Mais ceux qui ont promulgué contre lui une loi ad hominem lui ont rendu un fier service. C’est une loi d’exception tendant à laïciser l’hypothèse religieuse d’une élection divine du peuple juif. Une telle loi fabrique l’antisémitisme de l’avenir. Sa scélératesse consiste à laisser penser à ceux qui doivent s’y soumettre sans devoir ni pouvoir y soumettre jusqu’à leurs arrière-pensées, qu’au sommet du mondialisme, appelé à réaliser la mondialisation qui est un fait, une seule nation est exceptée de la confusion des peuples, et c’est la nation juive, en raison de sa nature diasporique, territoriale en principe et par promesse éventuellement allégorique, mais répartie depuis l’Empire romain dans « la moitié du monde connu », pour ne pas dire du monde entier… C’est cette souplesse voyageuse du peuple juif » qui rend ce nationalisme compatible avec le mondialisme.

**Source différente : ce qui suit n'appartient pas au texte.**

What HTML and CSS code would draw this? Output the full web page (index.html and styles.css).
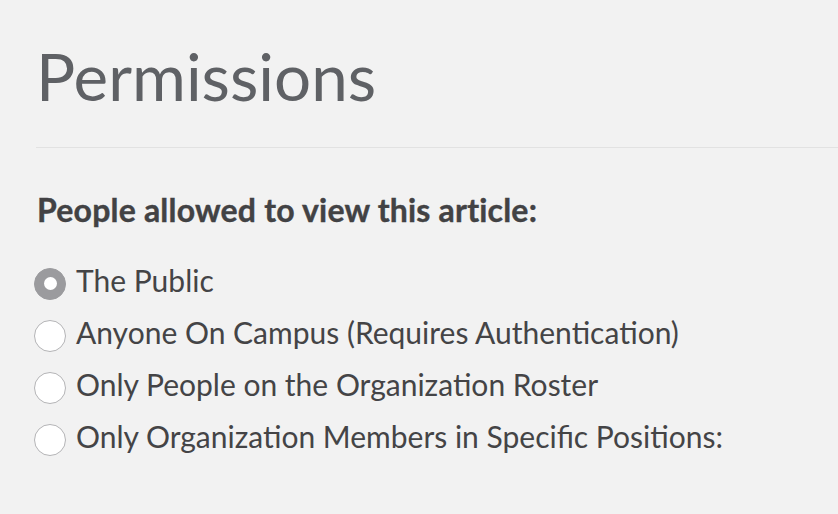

Mais qu’à la tête du mondialisme, il y ait de façon réelle ou supposée, une nation et un nationalisme et, qui pis est, au nom d’une croyance religieuse instillée dans ce melting pot laïc,  fait de ce mondialisme un hybride qui le rend d’autant plus inassimilable à ceux à qui il voudrait s’imposer en faisant du composte de leurs identités. Et que le peuple juif soit le tronc commun des trois religions du Livre professée par près de la moitié du monde confus et confondu n’est pas une raison suffisante pour laïciser son élection comme chef naturel et fantasmé du mondialisme.